▶ Aim: Write out the whole of the material exactly.

▶ Data extract:
-- start --

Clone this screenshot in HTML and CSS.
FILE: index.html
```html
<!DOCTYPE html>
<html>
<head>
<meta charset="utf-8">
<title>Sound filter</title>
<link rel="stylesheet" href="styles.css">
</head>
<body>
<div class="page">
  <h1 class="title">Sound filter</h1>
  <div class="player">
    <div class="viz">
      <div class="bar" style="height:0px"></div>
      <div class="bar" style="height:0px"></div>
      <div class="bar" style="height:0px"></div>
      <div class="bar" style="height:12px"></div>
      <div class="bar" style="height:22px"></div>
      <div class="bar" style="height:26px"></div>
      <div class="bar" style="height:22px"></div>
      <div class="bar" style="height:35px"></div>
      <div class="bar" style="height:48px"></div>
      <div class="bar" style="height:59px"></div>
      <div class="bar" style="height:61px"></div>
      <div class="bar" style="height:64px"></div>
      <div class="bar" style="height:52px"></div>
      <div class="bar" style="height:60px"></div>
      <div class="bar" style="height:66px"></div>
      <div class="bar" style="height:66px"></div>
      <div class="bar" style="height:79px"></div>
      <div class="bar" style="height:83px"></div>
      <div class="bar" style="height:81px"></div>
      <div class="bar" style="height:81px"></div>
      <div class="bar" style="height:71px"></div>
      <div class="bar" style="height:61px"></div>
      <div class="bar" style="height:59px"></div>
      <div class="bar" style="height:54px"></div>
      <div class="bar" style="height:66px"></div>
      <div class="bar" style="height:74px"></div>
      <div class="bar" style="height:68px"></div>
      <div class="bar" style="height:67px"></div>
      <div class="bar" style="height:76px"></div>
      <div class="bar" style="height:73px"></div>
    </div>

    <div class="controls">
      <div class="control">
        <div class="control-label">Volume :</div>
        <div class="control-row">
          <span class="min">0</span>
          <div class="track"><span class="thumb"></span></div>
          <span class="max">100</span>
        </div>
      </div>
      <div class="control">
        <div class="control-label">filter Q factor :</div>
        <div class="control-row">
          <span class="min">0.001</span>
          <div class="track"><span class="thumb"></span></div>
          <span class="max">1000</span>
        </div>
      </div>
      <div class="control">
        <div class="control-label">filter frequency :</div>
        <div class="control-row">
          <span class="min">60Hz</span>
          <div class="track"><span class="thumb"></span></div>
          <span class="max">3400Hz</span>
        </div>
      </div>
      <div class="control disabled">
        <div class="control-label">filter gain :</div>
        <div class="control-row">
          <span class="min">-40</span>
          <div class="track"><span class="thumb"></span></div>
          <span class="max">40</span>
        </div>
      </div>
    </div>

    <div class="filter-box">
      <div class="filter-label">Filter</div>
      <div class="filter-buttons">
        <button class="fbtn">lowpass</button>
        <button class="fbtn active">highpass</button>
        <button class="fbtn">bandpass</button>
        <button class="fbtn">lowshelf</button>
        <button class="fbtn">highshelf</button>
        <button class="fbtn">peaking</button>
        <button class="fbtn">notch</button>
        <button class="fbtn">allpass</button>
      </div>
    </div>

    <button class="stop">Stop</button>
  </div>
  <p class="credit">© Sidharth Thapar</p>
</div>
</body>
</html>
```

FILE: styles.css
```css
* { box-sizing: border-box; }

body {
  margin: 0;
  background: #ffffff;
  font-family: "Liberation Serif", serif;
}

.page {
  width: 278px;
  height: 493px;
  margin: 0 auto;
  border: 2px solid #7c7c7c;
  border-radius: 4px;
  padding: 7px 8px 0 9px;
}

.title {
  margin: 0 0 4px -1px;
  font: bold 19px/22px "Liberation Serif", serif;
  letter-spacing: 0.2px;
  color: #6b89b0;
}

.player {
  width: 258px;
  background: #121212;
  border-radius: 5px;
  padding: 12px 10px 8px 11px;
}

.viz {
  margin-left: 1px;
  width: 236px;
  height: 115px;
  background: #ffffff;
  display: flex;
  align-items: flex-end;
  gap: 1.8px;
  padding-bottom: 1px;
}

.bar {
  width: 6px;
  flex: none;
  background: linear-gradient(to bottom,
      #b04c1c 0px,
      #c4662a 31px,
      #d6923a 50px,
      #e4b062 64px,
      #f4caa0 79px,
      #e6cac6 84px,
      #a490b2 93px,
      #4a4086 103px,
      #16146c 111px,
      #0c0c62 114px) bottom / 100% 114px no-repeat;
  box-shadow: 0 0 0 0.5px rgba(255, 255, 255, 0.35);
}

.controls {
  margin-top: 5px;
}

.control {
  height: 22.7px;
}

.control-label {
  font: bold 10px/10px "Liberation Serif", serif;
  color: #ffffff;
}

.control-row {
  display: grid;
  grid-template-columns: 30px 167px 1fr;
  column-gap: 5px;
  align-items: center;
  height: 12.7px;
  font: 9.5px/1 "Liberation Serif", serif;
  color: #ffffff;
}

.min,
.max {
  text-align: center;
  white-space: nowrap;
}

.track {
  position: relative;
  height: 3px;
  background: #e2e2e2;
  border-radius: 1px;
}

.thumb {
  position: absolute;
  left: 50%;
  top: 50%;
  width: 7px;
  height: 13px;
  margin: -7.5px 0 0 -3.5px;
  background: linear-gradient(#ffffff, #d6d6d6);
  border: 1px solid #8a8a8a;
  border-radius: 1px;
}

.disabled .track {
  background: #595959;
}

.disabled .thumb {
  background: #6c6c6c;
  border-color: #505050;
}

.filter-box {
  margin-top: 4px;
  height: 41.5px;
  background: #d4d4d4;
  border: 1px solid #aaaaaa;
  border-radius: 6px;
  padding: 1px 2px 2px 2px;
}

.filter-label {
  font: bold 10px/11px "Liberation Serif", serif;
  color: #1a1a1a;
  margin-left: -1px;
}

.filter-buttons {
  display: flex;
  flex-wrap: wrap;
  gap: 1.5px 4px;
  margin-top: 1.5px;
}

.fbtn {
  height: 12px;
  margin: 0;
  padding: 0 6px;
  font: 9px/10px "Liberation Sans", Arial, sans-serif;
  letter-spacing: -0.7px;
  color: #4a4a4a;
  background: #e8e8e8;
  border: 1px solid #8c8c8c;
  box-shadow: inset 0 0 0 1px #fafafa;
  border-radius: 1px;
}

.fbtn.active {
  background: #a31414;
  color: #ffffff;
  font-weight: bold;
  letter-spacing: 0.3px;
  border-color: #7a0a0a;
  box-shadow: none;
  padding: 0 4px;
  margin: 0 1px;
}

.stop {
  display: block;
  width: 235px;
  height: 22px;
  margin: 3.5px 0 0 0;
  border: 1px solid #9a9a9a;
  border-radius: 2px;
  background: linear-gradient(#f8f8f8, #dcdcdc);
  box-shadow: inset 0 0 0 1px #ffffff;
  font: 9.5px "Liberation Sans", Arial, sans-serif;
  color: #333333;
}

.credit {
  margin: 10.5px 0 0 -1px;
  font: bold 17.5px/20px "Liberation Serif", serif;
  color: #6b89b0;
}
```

-- end --

▶ The reply:
Clone this screenshot in HTML and CSS.
FILE: index.html
```html
<!DOCTYPE html>
<html>
<head>
<meta charset="utf-8">
<title>Sound filter</title>
<link rel="stylesheet" href="styles.css">
</head>
<body>
<div class="page">
  <h1 class="title">Sound filter</h1>
  <div class="player">
    <div class="viz">
      <div class="bar" style="height:0px"></div>
      <div class="bar" style="height:0px"></div>
      <div class="bar" style="height:0px"></div>
      <div class="bar" style="height:12px"></div>
      <div class="bar" style="height:22px"></div>
      <div class="bar" style="height:26px"></div>
      <div class="bar" style="height:22px"></div>
      <div class="bar" style="height:35px"></div>
      <div class="bar" style="height:48px"></div>
      <div class="bar" style="height:59px"></div>
      <div class="bar" style="height:61px"></div>
      <div class="bar" style="height:64px"></div>
      <div class="bar" style="height:52px"></div>
      <div class="bar" style="height:60px"></div>
      <div class="bar" style="height:66px"></div>
      <div class="bar" style="height:66px"></div>
      <div class="bar" style="height:79px"></div>
      <div class="bar" style="height:83px"></div>
      <div class="bar" style="height:81px"></div>
      <div class="bar" style="height:81px"></div>
      <div class="bar" style="height:71px"></div>
      <div class="bar" style="height:61px"></div>
      <div class="bar" style="height:59px"></div>
      <div class="bar" style="height:54px"></div>
      <div class="bar" style="height:66px"></div>
      <div class="bar" style="height:74px"></div>
      <div class="bar" style="height:68px"></div>
      <div class="bar" style="height:67px"></div>
      <div class="bar" style="height:76px"></div>
      <div class="bar" style="height:73px"></div>
    </div>

    <div class="controls">
      <div class="control">
        <div class="control-label">Volume :</div>
        <div class="control-row">
          <span class="min">0</span>
          <div class="track"><span class="thumb"></span></div>
          <span class="max">100</span>
        </div>
      </div>
      <div class="control">
        <div class="control-label">filter Q factor :</div>
        <div class="control-row">
          <span class="min">0.001</span>
          <div class="track"><span class="thumb"></span></div>
          <span class="max">1000</span>
        </div>
      </div>
      <div class="control">
        <div class="control-label">filter frequency :</div>
        <div class="control-row">
          <span class="min">60Hz</span>
          <div class="track"><span class="thumb"></span></div>
          <span class="max">3400Hz</span>
        </div>
      </div>
      <div class="control disabled">
        <div class="control-label">filter gain :</div>
        <div class="control-row">
          <span class="min">-40</span>
          <div class="track"><span class="thumb"></span></div>
          <span class="max">40</span>
        </div>
      </div>
    </div>

    <div class="filter-box">
      <div class="filter-label">Filter</div>
      <div class="filter-buttons">
        <button class="fbtn">lowpass</button>
        <button class="fbtn active">highpass</button>
        <button class="fbtn">bandpass</button>
        <button class="fbtn">lowshelf</button>
        <button class="fbtn">highshelf</button>
        <button class="fbtn">peaking</button>
        <button class="fbtn">notch</button>
        <button class="fbtn">allpass</button>
      </div>
    </div>

    <button class="stop">Stop</button>
  </div>
  <p class="credit">© Sidharth Thapar</p>
</div>
</body>
</html>
```

FILE: styles.css
```css
* { box-sizing: border-box; }

body {
  margin: 0;
  background: #ffffff;
  font-family: "Liberation Serif", serif;
}

.page {
  width: 278px;
  height: 493px;
  margin: 0 auto;
  border: 2px solid #7c7c7c;
  border-radius: 4px;
  padding: 7px 8px 0 9px;
}

.title {
  margin: 0 0 4px -1px;
  font: bold 19px/22px "Liberation Serif", serif;
  letter-spacing: 0.2px;
  color: #6b89b0;
}

.player {
  width: 258px;
  background: #121212;
  border-radius: 5px;
  padding: 12px 10px 8px 11px;
}

.viz {
  margin-left: 1px;
  width: 236px;
  height: 115px;
  background: #ffffff;
  display: flex;
  align-items: flex-end;
  gap: 1.8px;
  padding-bottom: 1px;
}

.bar {
  width: 6px;
  flex: none;
  background: linear-gradient(to bottom,
      #b04c1c 0px,
      #c4662a 31px,
      #d6923a 50px,
      #e4b062 64px,
      #f4caa0 79px,
      #e6cac6 84px,
      #a490b2 93px,
      #4a4086 103px,
      #16146c 111px,
      #0c0c62 114px) bottom / 100% 114px no-repeat;
  box-shadow: 0 0 0 0.5px rgba(255, 255, 255, 0.35);
}

.controls {
  margin-top: 5px;
}

.control {
  height: 22.7px;
}

.control-label {
  font: bold 10px/10px "Liberation Serif", serif;
  color: #ffffff;
}

.control-row {
  display: grid;
  grid-template-columns: 30px 167px 1fr;
  column-gap: 5px;
  align-items: center;
  height: 12.7px;
  font: 9.5px/1 "Liberation Serif", serif;
  color: #ffffff;
}

.min,
.max {
  text-align: center;
  white-space: nowrap;
}

.track {
  position: relative;
  height: 3px;
  background: #e2e2e2;
  border-radius: 1px;
}

.thumb {
  position: absolute;
  left: 50%;
  top: 50%;
  width: 7px;
  height: 13px;
  margin: -7.5px 0 0 -3.5px;
  background: linear-gradient(#ffffff, #d6d6d6);
  border: 1px solid #8a8a8a;
  border-radius: 1px;
}

.disabled .track {
  background: #595959;
}

.disabled .thumb {
  background: #6c6c6c;
  border-color: #505050;
}

.filter-box {
  margin-top: 4px;
  height: 41.5px;
  background: #d4d4d4;
  border: 1px solid #aaaaaa;
  border-radius: 6px;
  padding: 1px 2px 2px 2px;
}

.filter-label {
  font: bold 10px/11px "Liberation Serif", serif;
  color: #1a1a1a;
  margin-left: -1px;
}

.filter-buttons {
  display: flex;
  flex-wrap: wrap;
  gap: 1.5px 4px;
  margin-top: 1.5px;
}

.fbtn {
  height: 12px;
  margin: 0;
  padding: 0 6px;
  font: 9px/10px "Liberation Sans", Arial, sans-serif;
  letter-spacing: -0.7px;
  color: #4a4a4a;
  background: #e8e8e8;
  border: 1px solid #8c8c8c;
  box-shadow: inset 0 0 0 1px #fafafa;
  border-radius: 1px;
}

.fbtn.active {
  background: #a31414;
  color: #ffffff;
  font-weight: bold;
  letter-spacing: 0.3px;
  border-color: #7a0a0a;
  box-shadow: none;
  padding: 0 4px;
  margin: 0 1px;
}

.stop {
  display: block;
  width: 235px;
  height: 22px;
  margin: 3.5px 0 0 0;
  border: 1px solid #9a9a9a;
  border-radius: 2px;
  background: linear-gradient(#f8f8f8, #dcdcdc);
  box-shadow: inset 0 0 0 1px #ffffff;
  font: 9.5px "Liberation Sans", Arial, sans-serif;
  color: #333333;
}

.credit {
  margin: 10.5px 0 0 -1px;
  font: bold 17.5px/20px "Liberation Serif", serif;
  color: #6b89b0;
}
```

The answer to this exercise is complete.